::: INFORMATION SHOWN :::

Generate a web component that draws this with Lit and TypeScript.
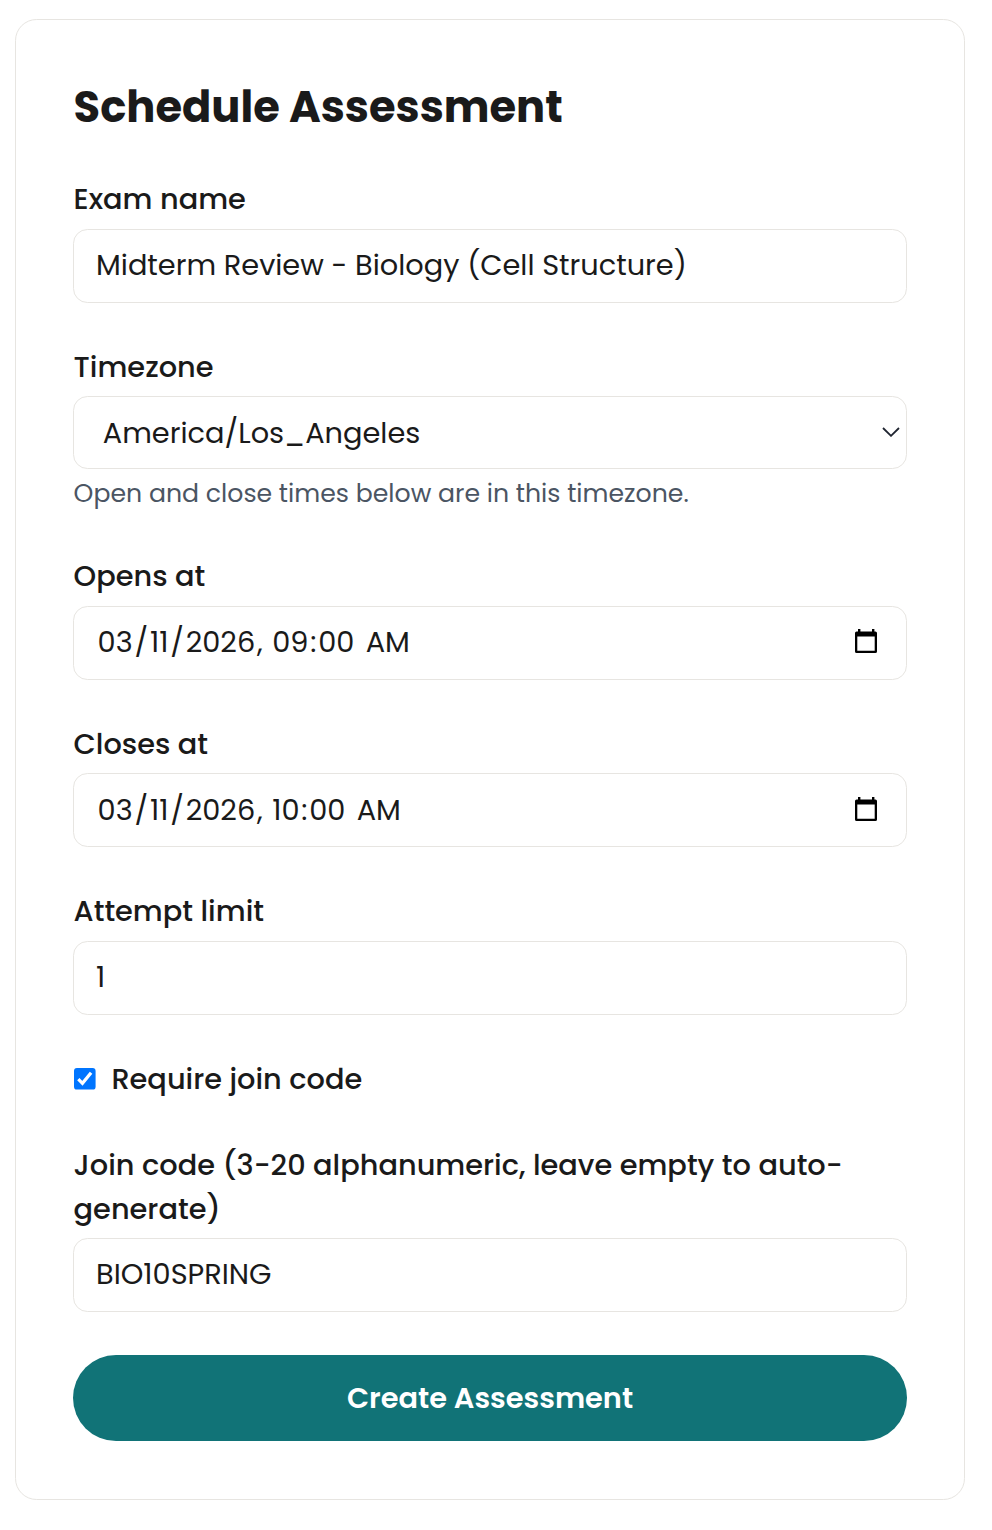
import { LitElement, html, css, svg } from "lit";
import { customElement, property } from "lit/decorators.js";

const calendar = svg`
  <path d="M3 0H5.4V2.4H17V0H19.4V2.4H20.4Q22 2.4 22 4V22.4Q22 24 20.4 24H1.6Q0 24 0 22.4V4Q0 2.4 1.6 2.4H3ZM2.3 7.4V21.8H19.7V7.4Z" fill="#000" fill-rule="evenodd"/>`;

@customElement("date-field")
export class DateField extends LitElement {
  @property() hour = "";

  static styles = css`
    :host {
      display: flex;
      align-items: center;
      flex: 1;
    }
    .value {
      display: flex;
      flex: 1;
      margin-left: 21.8px;
      white-space: pre;
    }
    .part { padding: 0 1.8px; }
    svg {
      display: block;
      width: 22px;
      height: 24px;
      margin: 0 29px 2px 0;
    }
  `;

  render() {
    return html`
      <div class="value"><span class="part">03</span><span>/</span><span class="part">11</span><span>/</span><span class="part">2026</span><span>, </span><span class="part">${this.hour}</span><span>:</span><span class="part">00</span><span> </span><span class="part">AM</span></div>
      <svg viewBox="0 0 22 24">${calendar}</svg>
    `;
  }
}

@customElement("app-root")
export class AppRoot extends LitElement {
  static styles = css`
    :host {
      display: block;
      box-sizing: border-box;
      height: 1530px;
      padding: 19px 27px 30px 15px;
      background: #fff;
      color: #1a1a1a;
      font-family: Poppins, Inter, "Open Sans", sans-serif;
      font-size: 28.8px;
      line-height: 44px;
    }
    .card {
      box-sizing: border-box;
      height: 1481px;
      border: 1px solid #e7e5e1;
      border-radius: 21.6px;
      padding: 54px 57px 57px;
    }
    h1 {
      margin: 0 0 37px;
      padding-left: 0.6px;
      font-size: 43.2px;
      font-weight: 700;
      line-height: 66px;
    }
    .label {
      padding-left: 0.6px;
      font-weight: 500;
      margin-bottom: 8px;
    }
    .label.tight { margin-bottom: 7px; }
    .box {
      box-sizing: border-box;
      display: flex;
      align-items: center;
      height: 74px;
      border: 1px solid #e7e5e1;
      border-radius: 14.4px;
      padding-bottom: 2px;
      margin-bottom: 42px;
      white-space: nowrap;
    }
    .box.select {
      height: 73px;
      padding-bottom: 0;
      margin-bottom: 6px;
      justify-content: space-between;
    }
    .box.closes { padding-bottom: 1px; }
    .text { margin-left: 22px; }
    .zone { margin-left: 28.8px; }
    .chevron {
      display: block;
      width: 18px;
      height: 10px;
      margin: 0 6px 2px 0;
    }
    .hint {
      height: 38px;
      line-height: 38px;
      margin-bottom: 41px;
      padding-left: 0.6px;
      color: #4b5563;
      font-size: 25.2px;
    }
    .check {
      display: flex;
      align-items: center;
      gap: 15.8px;
      margin-bottom: 42px;
      padding-left: 1px;
      font-weight: 500;
    }
    .check svg {
      display: block;
      width: 21.6px;
      height: 21.6px;
    }
    .button {
      display: block;
      width: 100%;
      height: 86px;
      margin: 43px 0 0;
      padding: 0;
      border: 0;
      border-radius: 43px;
      background: #117377;
      color: #fff;
      font: inherit;
      font-weight: 600;
    }
  `;

  render() {
    return html`
      <div class="card">
        <h1>Schedule Assessment</h1>
        <div class="label">Exam name</div>
        <div class="box"><span class="text">Midterm Review - Biology (Cell Structure)</span></div>

        <div class="label tight">Timezone</div>
        <div class="box select">
          <span class="zone">America/Los_Angeles</span>
          <svg class="chevron" viewBox="0 0 18 10"><path d="M1 1 9 8.8 17 1" fill="none" stroke="#1f2430" stroke-width="1.8"/></svg>
        </div>
        <div class="hint">Open and close times below are in this timezone.</div>

        <div class="label">Opens at</div>
        <div class="box"><date-field hour="09"></date-field></div>

        <div class="label tight">Closes at</div>
        <div class="box closes"><date-field hour="10"></date-field></div>

        <div class="label">Attempt limit</div>
        <div class="box"><span class="text">1</span></div>

        <div class="check">
          <svg viewBox="0 0 22 22"><rect width="22" height="22" rx="3" fill="#0075ff"/><path d="M4.4 11.4 8.6 15.6 17.4 4.8" fill="none" stroke="#fff" stroke-width="3.3"/></svg>
          <span>Require join code</span>
        </div>

        <div class="label tight">Join code (3-20 alphanumeric, leave empty to auto-<br>generate)</div>
        <div class="box"><span class="text">BIO10SPRING</span></div>

        <button class="button">Create Assessment</button>
      </div>
    `;
  }
}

:::

- PROBLEM DESCRIPTION
Extract all the data above exactly, excluding every picture.

- WORKED SOLUTION
Generate a web component that draws this with Lit and TypeScript.
import { LitElement, html, css, svg } from "lit";
import { customElement, property } from "lit/decorators.js";

const calendar = svg`
  <path d="M3 0H5.4V2.4H17V0H19.4V2.4H20.4Q22 2.4 22 4V22.4Q22 24 20.4 24H1.6Q0 24 0 22.4V4Q0 2.4 1.6 2.4H3ZM2.3 7.4V21.8H19.7V7.4Z" fill="#000" fill-rule="evenodd"/>`;

@customElement("date-field")
export class DateField extends LitElement {
  @property() hour = "";

  static styles = css`
    :host {
      display: flex;
      align-items: center;
      flex: 1;
    }
    .value {
      display: flex;
      flex: 1;
      margin-left: 21.8px;
      white-space: pre;
    }
    .part { padding: 0 1.8px; }
    svg {
      display: block;
      width: 22px;
      height: 24px;
      margin: 0 29px 2px 0;
    }
  `;

  render() {
    return html`
      <div class="value"><span class="part">03</span><span>/</span><span class="part">11</span><span>/</span><span class="part">2026</span><span>, </span><span class="part">${this.hour}</span><span>:</span><span class="part">00</span><span> </span><span class="part">AM</span></div>
      <svg viewBox="0 0 22 24">${calendar}</svg>
    `;
  }
}

@customElement("app-root")
export class AppRoot extends LitElement {
  static styles = css`
    :host {
      display: block;
      box-sizing: border-box;
      height: 1530px;
      padding: 19px 27px 30px 15px;
      background: #fff;
      color: #1a1a1a;
      font-family: Poppins, Inter, "Open Sans", sans-serif;
      font-size: 28.8px;
      line-height: 44px;
    }
    .card {
      box-sizing: border-box;
      height: 1481px;
      border: 1px solid #e7e5e1;
      border-radius: 21.6px;
      padding: 54px 57px 57px;
    }
    h1 {
      margin: 0 0 37px;
      padding-left: 0.6px;
      font-size: 43.2px;
      font-weight: 700;
      line-height: 66px;
    }
    .label {
      padding-left: 0.6px;
      font-weight: 500;
      margin-bottom: 8px;
    }
    .label.tight { margin-bottom: 7px; }
    .box {
      box-sizing: border-box;
      display: flex;
      align-items: center;
      height: 74px;
      border: 1px solid #e7e5e1;
      border-radius: 14.4px;
      padding-bottom: 2px;
      margin-bottom: 42px;
      white-space: nowrap;
    }
    .box.select {
      height: 73px;
      padding-bottom: 0;
      margin-bottom: 6px;
      justify-content: space-between;
    }
    .box.closes { padding-bottom: 1px; }
    .text { margin-left: 22px; }
    .zone { margin-left: 28.8px; }
    .chevron {
      display: block;
      width: 18px;
      height: 10px;
      margin: 0 6px 2px 0;
    }
    .hint {
      height: 38px;
      line-height: 38px;
      margin-bottom: 41px;
      padding-left: 0.6px;
      color: #4b5563;
      font-size: 25.2px;
    }
    .check {
      display: flex;
      align-items: center;
      gap: 15.8px;
      margin-bottom: 42px;
      padding-left: 1px;
      font-weight: 500;
    }
    .check svg {
      display: block;
      width: 21.6px;
      height: 21.6px;
    }
    .button {
      display: block;
      width: 100%;
      height: 86px;
      margin: 43px 0 0;
      padding: 0;
      border: 0;
      border-radius: 43px;
      background: #117377;
      color: #fff;
      font: inherit;
      font-weight: 600;
    }
  `;

  render() {
    return html`
      <div class="card">
        <h1>Schedule Assessment</h1>
        <div class="label">Exam name</div>
        <div class="box"><span class="text">Midterm Review - Biology (Cell Structure)</span></div>

        <div class="label tight">Timezone</div>
        <div class="box select">
          <span class="zone">America/Los_Angeles</span>
          <svg class="chevron" viewBox="0 0 18 10"><path d="M1 1 9 8.8 17 1" fill="none" stroke="#1f2430" stroke-width="1.8"/></svg>
        </div>
        <div class="hint">Open and close times below are in this timezone.</div>

        <div class="label">Opens at</div>
        <div class="box"><date-field hour="09"></date-field></div>

        <div class="label tight">Closes at</div>
        <div class="box closes"><date-field hour="10"></date-field></div>

        <div class="label">Attempt limit</div>
        <div class="box"><span class="text">1</span></div>

        <div class="check">
          <svg viewBox="0 0 22 22"><rect width="22" height="22" rx="3" fill="#0075ff"/><path d="M4.4 11.4 8.6 15.6 17.4 4.8" fill="none" stroke="#fff" stroke-width="3.3"/></svg>
          <span>Require join code</span>
        </div>

        <div class="label tight">Join code (3-20 alphanumeric, leave empty to auto-<br>generate)</div>
        <div class="box"><span class="text">BIO10SPRING</span></div>

        <button class="button">Create Assessment</button>
      </div>
    `;
  }
}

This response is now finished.